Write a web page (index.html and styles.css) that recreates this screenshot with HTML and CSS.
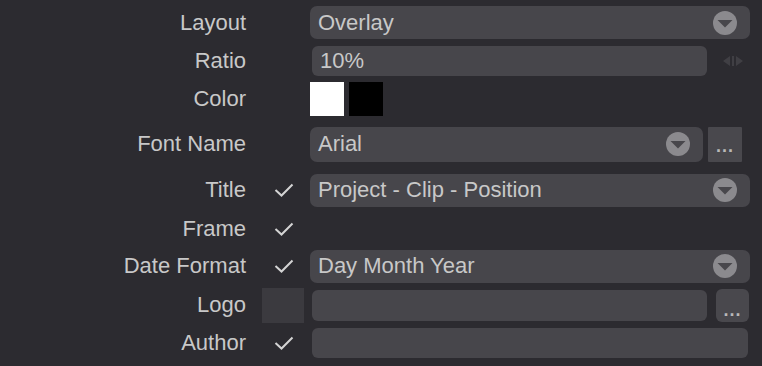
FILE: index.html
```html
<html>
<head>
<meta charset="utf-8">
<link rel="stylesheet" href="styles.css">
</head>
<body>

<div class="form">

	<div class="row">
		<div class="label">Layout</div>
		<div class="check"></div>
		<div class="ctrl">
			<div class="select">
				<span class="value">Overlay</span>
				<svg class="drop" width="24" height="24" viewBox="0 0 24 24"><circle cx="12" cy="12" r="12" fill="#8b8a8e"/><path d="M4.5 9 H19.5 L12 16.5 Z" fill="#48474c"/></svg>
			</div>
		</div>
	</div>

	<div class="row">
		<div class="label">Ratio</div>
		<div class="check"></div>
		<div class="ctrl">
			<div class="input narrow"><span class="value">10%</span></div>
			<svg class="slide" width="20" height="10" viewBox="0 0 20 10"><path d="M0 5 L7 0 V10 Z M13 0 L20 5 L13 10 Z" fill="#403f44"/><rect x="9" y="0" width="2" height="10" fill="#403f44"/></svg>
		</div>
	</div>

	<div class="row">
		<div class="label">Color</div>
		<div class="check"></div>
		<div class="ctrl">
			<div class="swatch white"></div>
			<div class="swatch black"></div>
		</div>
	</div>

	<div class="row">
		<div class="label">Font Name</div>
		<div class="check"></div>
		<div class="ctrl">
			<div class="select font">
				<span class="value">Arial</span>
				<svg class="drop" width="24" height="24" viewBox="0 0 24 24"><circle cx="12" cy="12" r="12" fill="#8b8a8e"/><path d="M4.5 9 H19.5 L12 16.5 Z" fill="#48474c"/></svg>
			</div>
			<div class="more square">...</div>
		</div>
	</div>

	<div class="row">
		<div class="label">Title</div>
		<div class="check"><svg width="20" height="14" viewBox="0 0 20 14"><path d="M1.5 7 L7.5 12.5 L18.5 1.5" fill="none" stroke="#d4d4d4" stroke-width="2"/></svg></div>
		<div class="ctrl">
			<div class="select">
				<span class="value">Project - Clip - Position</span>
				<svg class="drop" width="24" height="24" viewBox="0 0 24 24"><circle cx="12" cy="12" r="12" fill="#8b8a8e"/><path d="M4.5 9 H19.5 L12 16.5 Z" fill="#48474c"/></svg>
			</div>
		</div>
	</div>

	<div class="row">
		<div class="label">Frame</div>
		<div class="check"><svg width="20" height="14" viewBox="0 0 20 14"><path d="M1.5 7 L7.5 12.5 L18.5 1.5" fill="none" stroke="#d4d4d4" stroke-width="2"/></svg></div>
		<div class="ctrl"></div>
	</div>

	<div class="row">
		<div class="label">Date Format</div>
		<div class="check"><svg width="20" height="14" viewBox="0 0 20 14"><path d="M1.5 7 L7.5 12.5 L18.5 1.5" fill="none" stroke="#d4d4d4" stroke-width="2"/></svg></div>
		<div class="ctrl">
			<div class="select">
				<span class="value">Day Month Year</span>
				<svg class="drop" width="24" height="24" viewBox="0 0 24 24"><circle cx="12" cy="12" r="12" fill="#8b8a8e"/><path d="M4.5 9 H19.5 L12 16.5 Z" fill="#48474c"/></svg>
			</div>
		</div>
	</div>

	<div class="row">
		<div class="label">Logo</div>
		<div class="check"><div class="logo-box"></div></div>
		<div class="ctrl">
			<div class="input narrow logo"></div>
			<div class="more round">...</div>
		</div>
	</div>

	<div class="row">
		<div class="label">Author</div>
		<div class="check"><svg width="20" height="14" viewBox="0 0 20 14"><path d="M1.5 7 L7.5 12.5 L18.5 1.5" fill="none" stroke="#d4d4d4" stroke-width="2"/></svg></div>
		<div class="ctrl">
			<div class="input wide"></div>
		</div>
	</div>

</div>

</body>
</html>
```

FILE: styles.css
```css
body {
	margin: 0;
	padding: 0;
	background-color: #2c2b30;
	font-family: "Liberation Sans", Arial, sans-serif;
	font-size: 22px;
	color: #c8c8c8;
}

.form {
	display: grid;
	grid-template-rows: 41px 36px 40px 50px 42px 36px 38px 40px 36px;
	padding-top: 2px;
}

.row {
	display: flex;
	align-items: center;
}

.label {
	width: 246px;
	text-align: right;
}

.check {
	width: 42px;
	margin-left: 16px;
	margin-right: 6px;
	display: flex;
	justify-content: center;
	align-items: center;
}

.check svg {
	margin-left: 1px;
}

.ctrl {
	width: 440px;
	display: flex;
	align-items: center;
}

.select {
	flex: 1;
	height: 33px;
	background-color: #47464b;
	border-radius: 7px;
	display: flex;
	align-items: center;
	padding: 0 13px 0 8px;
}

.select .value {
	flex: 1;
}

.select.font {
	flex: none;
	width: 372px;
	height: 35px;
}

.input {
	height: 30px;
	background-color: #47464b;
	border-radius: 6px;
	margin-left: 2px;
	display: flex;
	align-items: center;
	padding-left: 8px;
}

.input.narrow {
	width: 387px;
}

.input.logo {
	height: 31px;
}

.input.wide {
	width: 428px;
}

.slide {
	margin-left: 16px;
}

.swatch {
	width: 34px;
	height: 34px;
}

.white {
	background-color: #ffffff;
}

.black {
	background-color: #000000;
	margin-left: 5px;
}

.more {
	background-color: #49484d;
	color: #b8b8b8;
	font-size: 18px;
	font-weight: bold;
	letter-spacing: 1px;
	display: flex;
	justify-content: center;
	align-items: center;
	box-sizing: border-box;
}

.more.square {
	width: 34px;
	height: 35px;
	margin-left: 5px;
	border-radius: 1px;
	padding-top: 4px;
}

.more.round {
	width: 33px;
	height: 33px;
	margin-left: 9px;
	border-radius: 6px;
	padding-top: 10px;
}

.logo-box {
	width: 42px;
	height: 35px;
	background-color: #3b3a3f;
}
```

Brief: Repeat the material above word for word and skip every image in it.

The completed task:
Write a web page (index.html and styles.css) that recreates this screenshot with HTML and CSS.
FILE: index.html
```html
<html>
<head>
<meta charset="utf-8">
<link rel="stylesheet" href="styles.css">
</head>
<body>

<div class="form">

	<div class="row">
		<div class="label">Layout</div>
		<div class="check"></div>
		<div class="ctrl">
			<div class="select">
				<span class="value">Overlay</span>
				<svg class="drop" width="24" height="24" viewBox="0 0 24 24"><circle cx="12" cy="12" r="12" fill="#8b8a8e"/><path d="M4.5 9 H19.5 L12 16.5 Z" fill="#48474c"/></svg>
			</div>
		</div>
	</div>

	<div class="row">
		<div class="label">Ratio</div>
		<div class="check"></div>
		<div class="ctrl">
			<div class="input narrow"><span class="value">10%</span></div>
			<svg class="slide" width="20" height="10" viewBox="0 0 20 10"><path d="M0 5 L7 0 V10 Z M13 0 L20 5 L13 10 Z" fill="#403f44"/><rect x="9" y="0" width="2" height="10" fill="#403f44"/></svg>
		</div>
	</div>

	<div class="row">
		<div class="label">Color</div>
		<div class="check"></div>
		<div class="ctrl">
			<div class="swatch white"></div>
			<div class="swatch black"></div>
		</div>
	</div>

	<div class="row">
		<div class="label">Font Name</div>
		<div class="check"></div>
		<div class="ctrl">
			<div class="select font">
				<span class="value">Arial</span>
				<svg class="drop" width="24" height="24" viewBox="0 0 24 24"><circle cx="12" cy="12" r="12" fill="#8b8a8e"/><path d="M4.5 9 H19.5 L12 16.5 Z" fill="#48474c"/></svg>
			</div>
			<div class="more square">...</div>
		</div>
	</div>

	<div class="row">
		<div class="label">Title</div>
		<div class="check"><svg width="20" height="14" viewBox="0 0 20 14"><path d="M1.5 7 L7.5 12.5 L18.5 1.5" fill="none" stroke="#d4d4d4" stroke-width="2"/></svg></div>
		<div class="ctrl">
			<div class="select">
				<span class="value">Project - Clip - Position</span>
				<svg class="drop" width="24" height="24" viewBox="0 0 24 24"><circle cx="12" cy="12" r="12" fill="#8b8a8e"/><path d="M4.5 9 H19.5 L12 16.5 Z" fill="#48474c"/></svg>
			</div>
		</div>
	</div>

	<div class="row">
		<div class="label">Frame</div>
		<div class="check"><svg width="20" height="14" viewBox="0 0 20 14"><path d="M1.5 7 L7.5 12.5 L18.5 1.5" fill="none" stroke="#d4d4d4" stroke-width="2"/></svg></div>
		<div class="ctrl"></div>
	</div>

	<div class="row">
		<div class="label">Date Format</div>
		<div class="check"><svg width="20" height="14" viewBox="0 0 20 14"><path d="M1.5 7 L7.5 12.5 L18.5 1.5" fill="none" stroke="#d4d4d4" stroke-width="2"/></svg></div>
		<div class="ctrl">
			<div class="select">
				<span class="value">Day Month Year</span>
				<svg class="drop" width="24" height="24" viewBox="0 0 24 24"><circle cx="12" cy="12" r="12" fill="#8b8a8e"/><path d="M4.5 9 H19.5 L12 16.5 Z" fill="#48474c"/></svg>
			</div>
		</div>
	</div>

	<div class="row">
		<div class="label">Logo</div>
		<div class="check"><div class="logo-box"></div></div>
		<div class="ctrl">
			<div class="input narrow logo"></div>
			<div class="more round">...</div>
		</div>
	</div>

	<div class="row">
		<div class="label">Author</div>
		<div class="check"><svg width="20" height="14" viewBox="0 0 20 14"><path d="M1.5 7 L7.5 12.5 L18.5 1.5" fill="none" stroke="#d4d4d4" stroke-width="2"/></svg></div>
		<div class="ctrl">
			<div class="input wide"></div>
		</div>
	</div>

</div>

</body>
</html>
```

FILE: styles.css
```css
body {
	margin: 0;
	padding: 0;
	background-color: #2c2b30;
	font-family: "Liberation Sans", Arial, sans-serif;
	font-size: 22px;
	color: #c8c8c8;
}

.form {
	display: grid;
	grid-template-rows: 41px 36px 40px 50px 42px 36px 38px 40px 36px;
	padding-top: 2px;
}

.row {
	display: flex;
	align-items: center;
}

.label {
	width: 246px;
	text-align: right;
}

.check {
	width: 42px;
	margin-left: 16px;
	margin-right: 6px;
	display: flex;
	justify-content: center;
	align-items: center;
}

.check svg {
	margin-left: 1px;
}

.ctrl {
	width: 440px;
	display: flex;
	align-items: center;
}

.select {
	flex: 1;
	height: 33px;
	background-color: #47464b;
	border-radius: 7px;
	display: flex;
	align-items: center;
	padding: 0 13px 0 8px;
}

.select .value {
	flex: 1;
}

.select.font {
	flex: none;
	width: 372px;
	height: 35px;
}

.input {
	height: 30px;
	background-color: #47464b;
	border-radius: 6px;
	margin-left: 2px;
	display: flex;
	align-items: center;
	padding-left: 8px;
}

.input.narrow {
	width: 387px;
}

.input.logo {
	height: 31px;
}

.input.wide {
	width: 428px;
}

.slide {
	margin-left: 16px;
}

.swatch {
	width: 34px;
	height: 34px;
}

.white {
	background-color: #ffffff;
}

.black {
	background-color: #000000;
	margin-left: 5px;
}

.more {
	background-color: #49484d;
	color: #b8b8b8;
	font-size: 18px;
	font-weight: bold;
	letter-spacing: 1px;
	display: flex;
	justify-content: center;
	align-items: center;
	box-sizing: border-box;
}

.more.square {
	width: 34px;
	height: 35px;
	margin-left: 5px;
	border-radius: 1px;
	padding-top: 4px;
}

.more.round {
	width: 33px;
	height: 33px;
	margin-left: 9px;
	border-radius: 6px;
	padding-top: 10px;
}

.logo-box {
	width: 42px;
	height: 35px;
	background-color: #3b3a3f;
}
```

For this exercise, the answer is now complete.